Appam
API Reference

CachingConfig

Configuration for prompt caching to reduce costs and latency.

CachingConfig controls Anthropic prompt caching across direct Anthropic, Azure Anthropic, and compatible Claude models on AWS Bedrock. Appam maps the same high-level setting onto the provider-specific caching mechanism underneath.

Struct Definition

pub struct CachingConfig {
    pub enabled: bool,
    pub ttl: CacheTTL,
}

pub enum CacheTTL {
    FiveMinutes,  // "5m" - default, refreshed on use
    OneHour,      // "1h" - 2x write cost
}

Fields

enabled

Whether prompt caching is active.

ttl

Cache time-to-live duration:

  • CacheTTL::FiveMinutes -- 5-minute cache (default). Refreshed on each use, so active conversations maintain the cache automatically.
  • CacheTTL::OneHour -- 1-hour cache. Higher write cost (2x base input token price) but longer retention.

Default

impl Default for CachingConfig {
    fn default() -> Self {
        Self {
            enabled: true,
            ttl: CacheTTL::FiveMinutes,
        }
    }
}

Provider Support

  • Anthropic -- Supported. Appam maps CachingConfig to Anthropic's top-level cache_control field.
  • Azure Anthropic -- Supported with the same request semantics as direct Anthropic.
  • Bedrock -- Supported for compatible Claude models.

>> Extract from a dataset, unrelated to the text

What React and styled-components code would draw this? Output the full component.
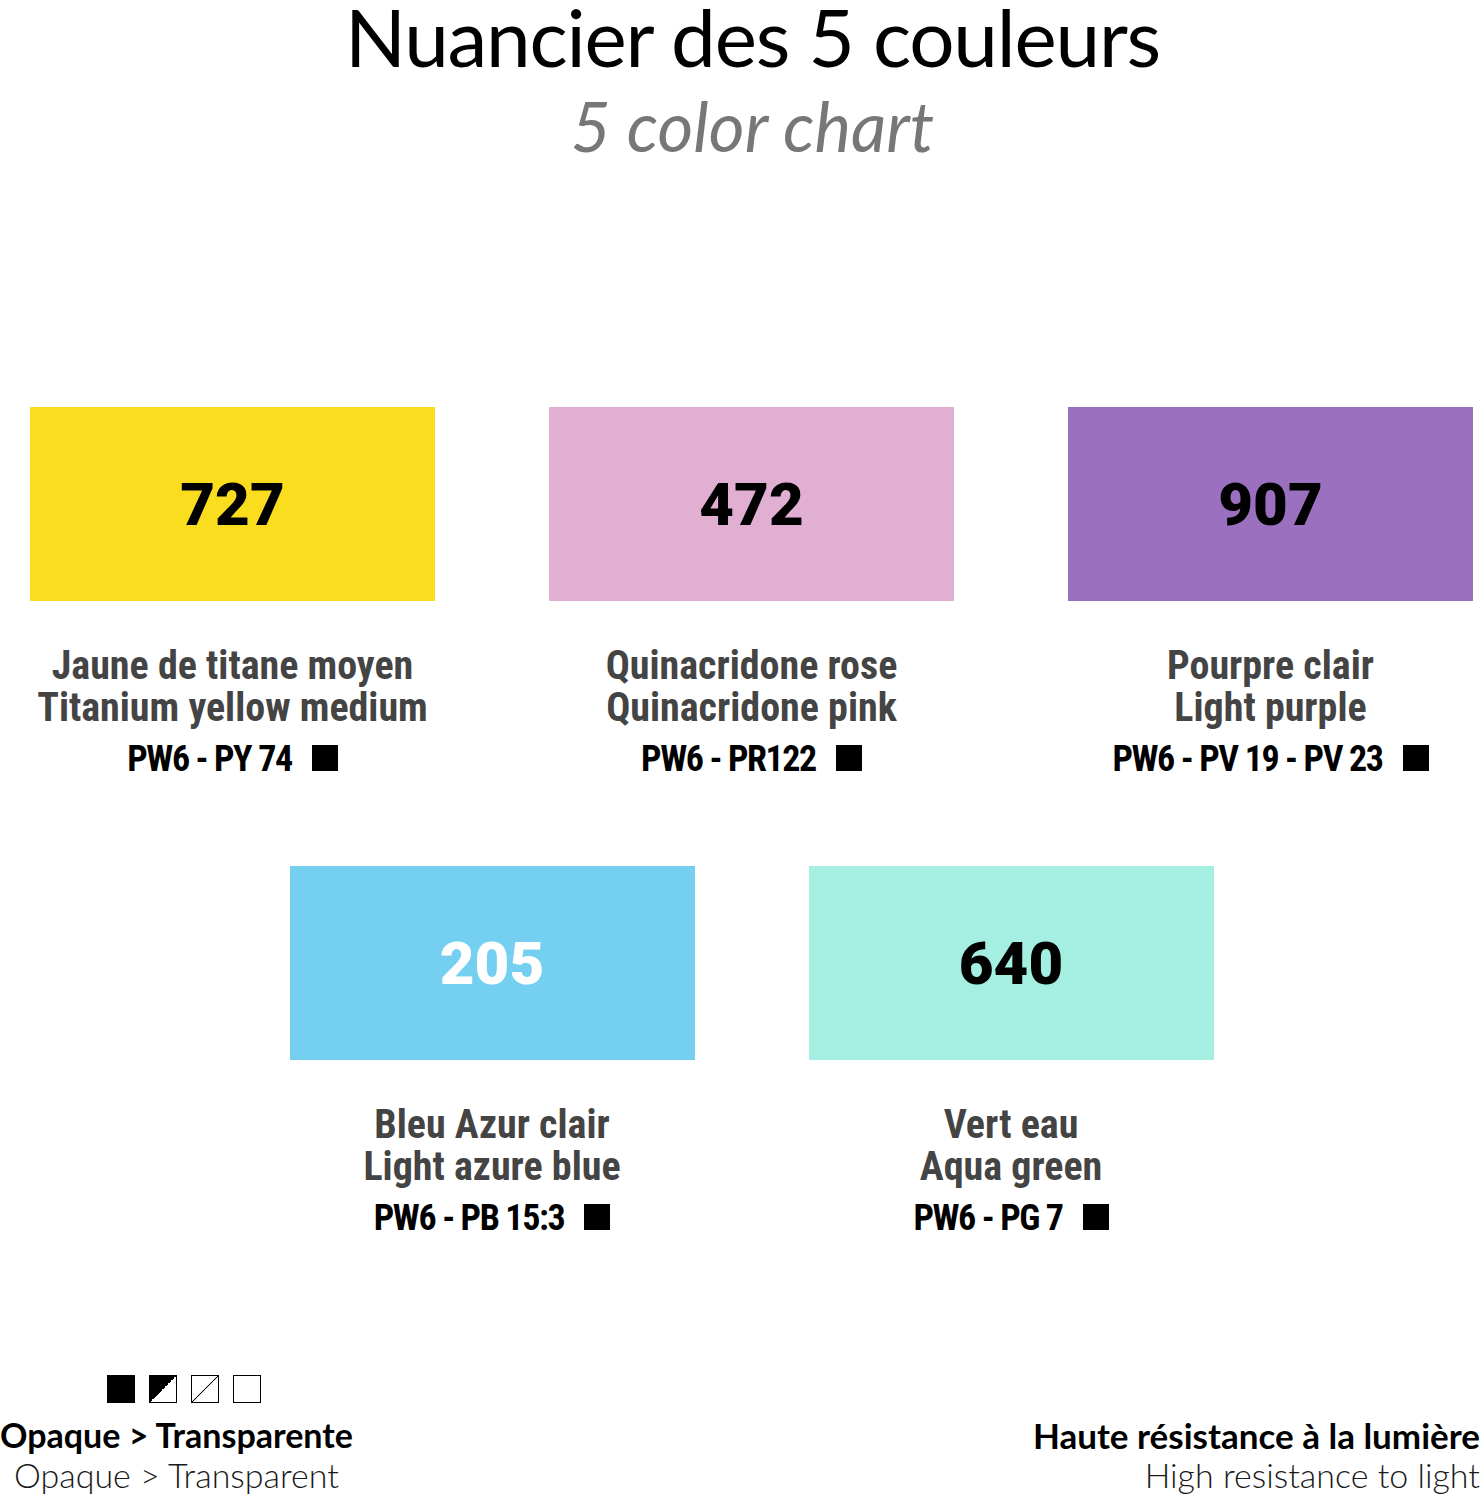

Appam injects block-level cache_control checkpoints into supported Anthropic fields because Bedrock uses explicit cache checkpoints rather than Anthropic's top-level helper.

Cache Behavior

  • Prefix Matching: Automatic prefix lookup (up to ~20 blocks)
  • Direct Anthropic / Azure Anthropic: Anthropic applies the top-level marker to the last cacheable block in the request
  • Bedrock: Appam injects block-level checkpoints into the end of the supported system, messages, and tools sections present in the request
  • Refresh: 5-minute caches refresh on each hit, effectively staying alive for the duration of an active conversation

Pricing

OperationCost
Cache writes (5m)1.25x base input token price
Cache writes (1h)2x base input token price
Cache reads0.1x base input token price
Cache missesRegular input token price

Cache usage is tracked in AggregatedUsage:

  • cache_creation_input_tokens -- Tokens used to create cache entries
  • cache_read_input_tokens -- Tokens read from cache (where cost savings come from)

Builder Usage

use appam::prelude::*;
use appam::llm::anthropic::CachingConfig;

let agent = AgentBuilder::new("my-agent")
    .model("claude-sonnet-4-5")
    .caching(CachingConfig::default())
    .system_prompt("You are a helpful assistant with cached context.")
    .build()?;

TOML Configuration

[anthropic.caching]
enabled = true
ttl = "5m"

Source

Defined in src/llm/anthropic/config.rs.